Set up Google Analytics so you can see which pages people visit before they hit your booking form. If your “guided moonlight snowshoe tour” page is sending people to the booking page at a good rate, write more pages like it. If your “history of snowshoeing” post gets decent traffic but zero conversions, stop writing content like that.
Look at search queries in Google Search Console. If people are finding your site through searches like “snowshoe tour [your area] price” or “guided snowshoe hike [location] reviews,” your content is reaching people with buying intent. If most of your traffic comes from “is snowshoeing good exercise,” you are attracting the wrong audience and need to adjust.
The clearest sign your content strategy is working is when booking inquiries start arriving before the snow does. Someone finds your site in October through a trip guide. They bookmark it. They send it to the group chat. Three weeks later, they come back and book. That cycle is what makes content marketing worth the effort for a seasonal business. Paid ads stop the day you stop paying. A good page keeps working for years.

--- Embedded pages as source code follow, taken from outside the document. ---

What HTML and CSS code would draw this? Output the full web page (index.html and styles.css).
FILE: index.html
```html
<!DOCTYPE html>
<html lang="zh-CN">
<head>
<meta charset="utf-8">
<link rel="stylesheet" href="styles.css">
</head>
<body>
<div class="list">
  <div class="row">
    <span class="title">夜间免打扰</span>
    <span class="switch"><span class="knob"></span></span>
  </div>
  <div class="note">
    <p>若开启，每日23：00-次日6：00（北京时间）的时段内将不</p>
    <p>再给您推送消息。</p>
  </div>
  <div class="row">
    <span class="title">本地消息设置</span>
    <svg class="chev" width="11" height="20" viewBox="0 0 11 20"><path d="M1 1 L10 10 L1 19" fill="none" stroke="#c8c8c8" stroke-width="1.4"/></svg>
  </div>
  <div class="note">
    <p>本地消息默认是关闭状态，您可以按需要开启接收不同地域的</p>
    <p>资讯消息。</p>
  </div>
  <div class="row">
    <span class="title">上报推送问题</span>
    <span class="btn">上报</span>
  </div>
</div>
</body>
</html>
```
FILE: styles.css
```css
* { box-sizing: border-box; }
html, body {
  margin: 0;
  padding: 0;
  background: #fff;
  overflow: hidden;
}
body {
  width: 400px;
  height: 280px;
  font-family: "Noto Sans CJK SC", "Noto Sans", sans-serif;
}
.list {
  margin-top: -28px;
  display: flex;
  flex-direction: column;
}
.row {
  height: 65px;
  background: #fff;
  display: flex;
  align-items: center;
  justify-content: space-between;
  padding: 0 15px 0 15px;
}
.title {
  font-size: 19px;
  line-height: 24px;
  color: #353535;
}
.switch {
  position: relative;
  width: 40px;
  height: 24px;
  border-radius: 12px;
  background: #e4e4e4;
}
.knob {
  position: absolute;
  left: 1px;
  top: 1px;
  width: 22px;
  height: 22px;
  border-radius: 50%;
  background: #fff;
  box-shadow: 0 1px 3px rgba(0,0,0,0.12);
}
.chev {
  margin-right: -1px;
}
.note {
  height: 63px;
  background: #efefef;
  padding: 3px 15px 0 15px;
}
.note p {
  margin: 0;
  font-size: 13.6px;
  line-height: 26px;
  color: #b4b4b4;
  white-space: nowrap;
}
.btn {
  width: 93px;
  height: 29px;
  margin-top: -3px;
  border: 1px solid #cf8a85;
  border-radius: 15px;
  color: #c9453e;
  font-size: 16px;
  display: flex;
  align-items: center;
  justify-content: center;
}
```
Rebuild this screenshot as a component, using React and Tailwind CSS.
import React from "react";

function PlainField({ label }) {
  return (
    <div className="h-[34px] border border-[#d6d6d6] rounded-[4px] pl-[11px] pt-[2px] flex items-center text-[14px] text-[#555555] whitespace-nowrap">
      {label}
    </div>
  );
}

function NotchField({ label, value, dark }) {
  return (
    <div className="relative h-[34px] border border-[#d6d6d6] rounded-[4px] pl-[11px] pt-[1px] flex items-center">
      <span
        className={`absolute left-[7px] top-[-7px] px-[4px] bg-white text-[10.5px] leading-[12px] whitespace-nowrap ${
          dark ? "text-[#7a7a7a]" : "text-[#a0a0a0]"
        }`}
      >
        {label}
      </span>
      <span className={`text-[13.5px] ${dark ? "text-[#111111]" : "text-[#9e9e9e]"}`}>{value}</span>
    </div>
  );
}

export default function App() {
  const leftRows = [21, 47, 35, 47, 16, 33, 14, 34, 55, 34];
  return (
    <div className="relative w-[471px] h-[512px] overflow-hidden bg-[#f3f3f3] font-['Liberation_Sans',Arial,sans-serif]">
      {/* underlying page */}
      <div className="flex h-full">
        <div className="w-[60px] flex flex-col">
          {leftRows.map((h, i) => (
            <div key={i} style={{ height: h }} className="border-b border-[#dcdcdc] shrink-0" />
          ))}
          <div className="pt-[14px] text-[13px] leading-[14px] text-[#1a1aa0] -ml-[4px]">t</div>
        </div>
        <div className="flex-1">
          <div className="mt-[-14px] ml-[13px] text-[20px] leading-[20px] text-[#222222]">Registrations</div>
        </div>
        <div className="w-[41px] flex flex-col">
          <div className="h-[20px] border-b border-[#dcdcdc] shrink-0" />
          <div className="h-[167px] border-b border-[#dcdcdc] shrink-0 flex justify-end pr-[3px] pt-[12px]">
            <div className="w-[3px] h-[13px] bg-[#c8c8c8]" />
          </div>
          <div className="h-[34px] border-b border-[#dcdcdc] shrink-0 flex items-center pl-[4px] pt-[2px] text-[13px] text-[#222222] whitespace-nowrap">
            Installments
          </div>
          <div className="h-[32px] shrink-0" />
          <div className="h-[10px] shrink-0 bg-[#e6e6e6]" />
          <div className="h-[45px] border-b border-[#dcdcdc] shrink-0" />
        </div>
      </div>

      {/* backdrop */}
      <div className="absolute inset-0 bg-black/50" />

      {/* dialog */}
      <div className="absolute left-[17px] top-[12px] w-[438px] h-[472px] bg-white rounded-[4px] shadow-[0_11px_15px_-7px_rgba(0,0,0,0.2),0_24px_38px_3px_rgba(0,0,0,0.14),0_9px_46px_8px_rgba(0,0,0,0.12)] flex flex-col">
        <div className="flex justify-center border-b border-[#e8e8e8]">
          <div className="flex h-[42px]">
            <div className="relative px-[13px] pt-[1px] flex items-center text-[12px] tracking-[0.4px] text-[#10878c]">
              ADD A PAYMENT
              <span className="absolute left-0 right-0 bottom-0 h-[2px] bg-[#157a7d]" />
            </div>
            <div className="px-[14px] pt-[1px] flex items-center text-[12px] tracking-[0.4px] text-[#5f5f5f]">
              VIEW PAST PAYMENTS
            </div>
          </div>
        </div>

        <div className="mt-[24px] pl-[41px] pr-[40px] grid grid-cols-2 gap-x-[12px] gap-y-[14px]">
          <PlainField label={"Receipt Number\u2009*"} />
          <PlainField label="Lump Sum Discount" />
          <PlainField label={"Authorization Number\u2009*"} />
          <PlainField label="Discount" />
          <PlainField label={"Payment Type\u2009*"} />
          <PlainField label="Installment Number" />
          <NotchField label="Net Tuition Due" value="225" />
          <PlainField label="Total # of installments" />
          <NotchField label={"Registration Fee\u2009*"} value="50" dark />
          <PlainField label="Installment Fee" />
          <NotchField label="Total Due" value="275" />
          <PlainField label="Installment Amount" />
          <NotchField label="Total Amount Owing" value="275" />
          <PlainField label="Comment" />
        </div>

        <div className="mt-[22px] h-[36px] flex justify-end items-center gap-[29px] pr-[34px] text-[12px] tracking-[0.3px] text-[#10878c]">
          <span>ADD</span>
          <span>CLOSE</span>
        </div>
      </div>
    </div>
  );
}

For a deeper look at measuring what actually moves the needle, our post on content that books trips vs. content that just gets clicks breaks down the difference.
The minimum viable content plan
If you are a one-person operation or a small team and cannot commit to a full editorial calendar, here is the smallest version that still works.
Write three trip pages, one for each of your most popular tours. Write one local area guide targeting “things to do in [your town] in winter.” Write one gear or FAQ page answering the five questions you get asked most often. Publish all five pages by August.
That is five pages. Each one targets a different set of searches. Together they cover the full path from casual researcher to booked guest. You can build from there next year, but five solid pages published early will outperform thirty weak ones published late.
If you are stuck on topics, our guide on what to blog about as an outdoor business is worth reading before you start writing. Most operators already know enough to fill a dozen pages. The hard part is just sitting down and doing it.
Snowshoeing is a small niche with low competition online. Most of your competitors have a homepage, a Facebook page, and maybe a TripAdvisor listing. That is the bar. A handful of well-written, well-timed pages is enough to own search results in your market. You do not need to become a content machine. You need five good pages published before anyone else bothers to write theirs.